Ingredients
The following ingredients have 4 Servings
- 1 pound hot Italian sausage (casings removed)
- 1 onion (chopped)
- 1 green bell pepper (chopped)
- 3 cloves of garlic (minced)
- 32 ounce container of low sodium chicken broth
- 15 ounce can of petite diced tomatoes (most of the liquid drained)
- 2 cups tomato sauce
- 1/4 teaspoon crushed red pepper flakes
- 1/2 teaspoon salt
- 6-7 lasagna noodles broken into pieces
- 1/2 cup of fresh grated Parmesan cheese
- Shredded mozzarella cheese
- Toasted crostini or bread slices (optional)
Instruction
- In a large pot, add some olive oil and cook the sausage, onion, garlic, and bell peppers over medium high heat. Cook until the sausage is crumbled and browned.
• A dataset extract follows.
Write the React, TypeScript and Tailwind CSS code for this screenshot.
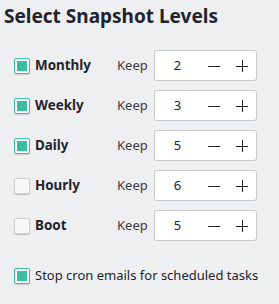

- Add the chicken broth, tomato sauce, diced tomatoes, salt, and crushed red peppers.
- Bring to a boil then reduce the heat and simmer, stirring occasionally for about 20 minutes.
- Add the noodles and Parmesan cheese and simmer, stirring occasionally, until the soup thickens and the noodles are tender, about 10-12 minutes.
- If your soup is not as thick as you'd like, you can always add some cornstarch to it (remember to mix the cornstarch with water, don't just put cornstarch in the soup).
- Serve with toasted crostini or bread slices, if using, and top soup with a heaping amount of shredded mozzarella.